I leap up and head to the bathroom for my morning tinkle and beauty regime. My hair needs a little fixing - last night's attempt at a white man 'fro has left a few odd kinks in it. I come back and give her a long, slow kiss. Unfathomably, she lets me do this. "Ready to rock now?" I ask chirpily, putting on my shoes swiftly in the full knowledge that she's been ready to leave for about fifteen minutes now. But even she is shocked by the speed of this transformation.

I decide to sing her one of the few songs I know all the lyrics to as we walk along. I imagine she's pleased, though her face betrays nothing right now. We get to her bus-stop and I do my annoying clingy thing. My morning lethargy has made me miss my first lecture of the day and may very well see her slightly late to work.

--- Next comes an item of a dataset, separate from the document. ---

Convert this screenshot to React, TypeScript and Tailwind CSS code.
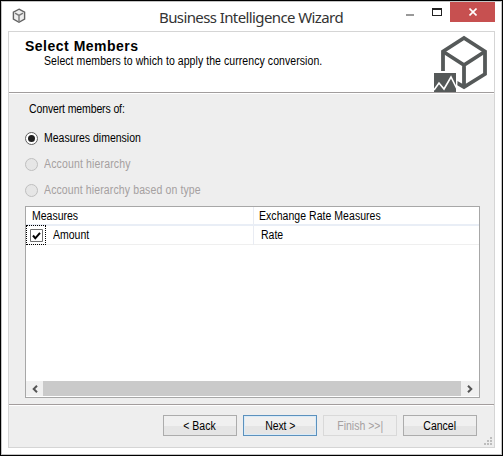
import type { ReactNode } from "react";

function Text({ children, spacing = "tracking-[0px]", origin = "origin-left" }: { children: ReactNode; spacing?: string; origin?: string }) {
  return (
    <span className={`inline-block scale-x-[0.875] font-['Liberation_Sans',Arial,sans-serif] text-[12px] leading-[14px] whitespace-pre ${origin} ${spacing}`}>{children}</span>
  );
}

function Radio({ label, checked = false, spacing }: { label: string; checked?: boolean; spacing?: string }) {
  return (
    <label className={`flex h-[26px] items-center gap-[6px] ${checked ? "text-black" : "text-[#a5a0a0]"}`}>
      <span className={`flex size-[13px] items-center justify-center rounded-full border ${checked ? "border-[#606060] bg-white" : "border-[#bfbfbf] bg-[#e6e6e6]"}`}>
        {checked && <span className="size-[7px] rounded-full bg-[#202020]" />}
      </span>
      <Text spacing={spacing}>{label}</Text>
    </label>
  );
}

function Button({ children, look, spacing }: { children: ReactNode; look: string; spacing?: string }) {
  return (
    <button className={`flex h-[21px] w-[74px] items-center justify-center border ${look}`}>
      <Text spacing={spacing} origin="origin-center">{children}</Text>
    </button>
  );
}

const normal = "border-[#acacac] bg-linear-to-b from-[#f0f0f0] from-50% to-[#e5e5e5] to-50% text-black";

export default function App() {
  return (
    <div className="flex h-[456px] w-[503px] flex-col border border-black bg-white">
      <div className="flex grow flex-col border border-[#c4c4c4] px-[6px] pb-[6px]">
        <div className="flex h-[29px]">
          <svg className="mt-[6px] ml-[4px]" width="14" height="16" viewBox="0 0 14 16" fill="#eee" stroke="#626262" strokeWidth="1.4">
            <path d="M7 1.2 12.6 4.2V11L7 14.3 1.4 11V4.2Z" />
            <path d="M3 5.2 7 7.4 11 5.2M7 7.4V13" fill="none" stroke="#777" />
          </svg>
          <h1 className="mt-[5px] ml-[133px] w-[186px] font-['Noto_Sans','Open_Sans',sans-serif] text-[15px] leading-[20px] tracking-[-0.6px] whitespace-pre text-[#333]">Business Intelligence Wizard</h1>
          <div className="ml-auto flex">
            <span className="mt-[12px] h-[2px] w-[8px] bg-[#999]" />
            <span className="mt-[6px] ml-[18px] h-[8px] w-[10px] border border-t-2 border-[#222]" />
            <span className="ml-[8px] flex h-[20px] w-[45px] items-center justify-center bg-[#c75050]">
              <svg width="8" height="8" viewBox="0 0 8 8" stroke="white" strokeWidth="1.6"><path d="m.5.5 7 7m0-7-7 7" /></svg>
            </span>
          </div>
        </div>
        <main className="flex h-[417px] flex-col border border-[#d5d5d5] bg-[#eeeeee]">
          <header className="flex h-[61px] shrink-0 justify-between border-b border-[#a19d9d] bg-white">
            <div className="pt-[6px] pl-[16px]">
              <h2 className="h-[16px] font-['Liberation_Sans',Arial,sans-serif] text-[14px] leading-[16px] font-bold tracking-[0.5px] whitespace-pre">Select Members</h2>
              <p className="flex pl-[19px]"><Text spacing="tracking-[0.08px]">Select members to which to apply the currency conversion.</Text></p>
            </div>
            <svg className="mr-[4px]" width="58" height="60" viewBox="432 32 58 60" fill="none" stroke="#555959">
              <path d="M443 74V51.5L464 38 485 51.5V74L464 87 456 82.3" strokeWidth="3.8" />
              <path d="m443 51.5 21 13.5 21-13.5M464 65v22" strokeWidth="3.8" />
              <path d="M433 71h25l-1 21H433Z" fill="white" stroke="none" />
              <path d="M434 73h22v19H434Z" fill="#555959" stroke="none" />
              <path d="m434 90 5-7 5 6 7-12 6 12" stroke="white" strokeWidth="1.6" />
            </svg>
          </header>
          <div className="h-px shrink-0 bg-white" />
          <section className="flex flex-col pr-[14px] pl-[16px]">
            <p className="mt-[8px] mb-[9px] ml-[4px] flex"><Text spacing="tracking-[-0.14px]">Convert members of:</Text></p>
            <Radio label="Measures dimension" checked />
            <Radio label="Account hierarchy" spacing="tracking-[0.17px]" />
            <Radio label="Account hierarchy based on type" spacing="tracking-[0.14px]" />
            <div className="mt-[3px] flex h-[192px] w-[455px] flex-col border border-[#a7a7a7] bg-white">
              <div className="grid h-[19px] shrink-0 grid-cols-[228px_1fr] border-b-2 border-[#e9eef6]">
                <div className="flex border-r border-[#e9ecf3] pt-[2px] pl-[6px]"><Text>Measures</Text></div>
                <div className="flex pt-[2px] pl-[5px]"><Text spacing="tracking-[0.05px]">Exchange Rate Measures</Text></div>
              </div>
              <div className="grid h-[19px] shrink-0 grid-cols-[228px_1fr] border-b border-[#efefef]">
                <div className="flex border-r border-[#e9ecf3]">
                  <span className="-mt-px flex size-[20px] shrink-0 items-center justify-center border border-dotted border-black">
                    <svg width="13" height="13" viewBox="0 0 13 13" fill="none">
                      <path d="M.5.5h12v12H.5Z" fill="white" stroke="#707070" />
                      <path d="m3 6.5 2.3 2.8L10 3.8" stroke="black" strokeWidth="2" />
                    </svg>
                  </span>
                  <div className="flex pt-[2px] pl-[7px]"><Text>Amount</Text></div>
                </div>
                <div className="flex pt-[2px] pl-[7px]"><Text>Rate</Text></div>
              </div>
              <div className="mt-auto mb-px flex h-[15px] bg-[#f0f0f0]">
                <span className="flex w-[17px] items-center justify-center"><svg width="6" height="8" viewBox="0 0 6 8" fill="none" stroke="#555" strokeWidth="2"><path d="M5 .7 1.7 4 5 7.3" /></svg></span>
                <span className="w-[418px] bg-[#cacaca]" />
                <span className="flex grow items-center justify-center"><svg width="6" height="8" viewBox="0 0 6 8" fill="none" stroke="#555" strokeWidth="2"><path d="M1 .7 4.3 4 1 7.3" /></svg></span>
              </div>
            </div>
          </section>
          <footer className="mt-[6px] flex grow justify-end border-t border-[#a39d9d] pr-px">
            <div className="flex grow justify-end gap-[6px] border-t border-white pt-[9px]">
              <Button look={normal}>{"< Back"}</Button>
              <Button look="border-[#5c91bd] bg-linear-to-b from-[#f0f0f0] from-50% to-[#e5e5e5] to-50% shadow-[inset_0_0_0_1px_#d9ebf8] text-black" spacing="tracking-[-0.1px]">{"Next >"}</Button>
              <Button look="border-[#d9d9d9] bg-[#eeeeee] text-[#a5a0a0]">{"Finish >>|"}</Button>
              <Button look={normal}>Cancel</Button>
              <svg className="mt-[22px] ml-px" width="9" height="9" viewBox="0 0 9 9" fill="#bdbdbd">
                <path d="M6 0h2v2H6ZM3 3h2v2H3ZM6 3h2v2H6ZM0 6h2v2H0ZM3 6h2v2H3ZM6 6h2v2H6Z" />
              </svg>
            </div>
          </footer>
        </main>
      </div>
    </div>
  );
}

She gives me a hug and grins. "I need to find a way of getting sugar into you before you wake up."

Sunday, March 29, 2009

9

But to Moscow chicks he was such a lovely dear

Home in Wicklow for a little while earlier I decided that I could no longer tolerate my own level of mankiness and went for a shower. I looked in the mirror and marvelled at how wild and unkempt my wild and unkempt beard has become. Then I picked up a hairbrush (I don't own one) and slicked back my ever-growing hair. I resisted the temptation to ape Ron Burgundy's famous cry of "Hey everyone, come see how good my hair looks!" and wandered out into the hallway in some grotty boxers, in search of clean socks and, perhaps, a muffin.

"You look like Porno-Rasputin," laughed my brother.

Which hurt a lot, as I'd been aiming for Porno-David Koresh.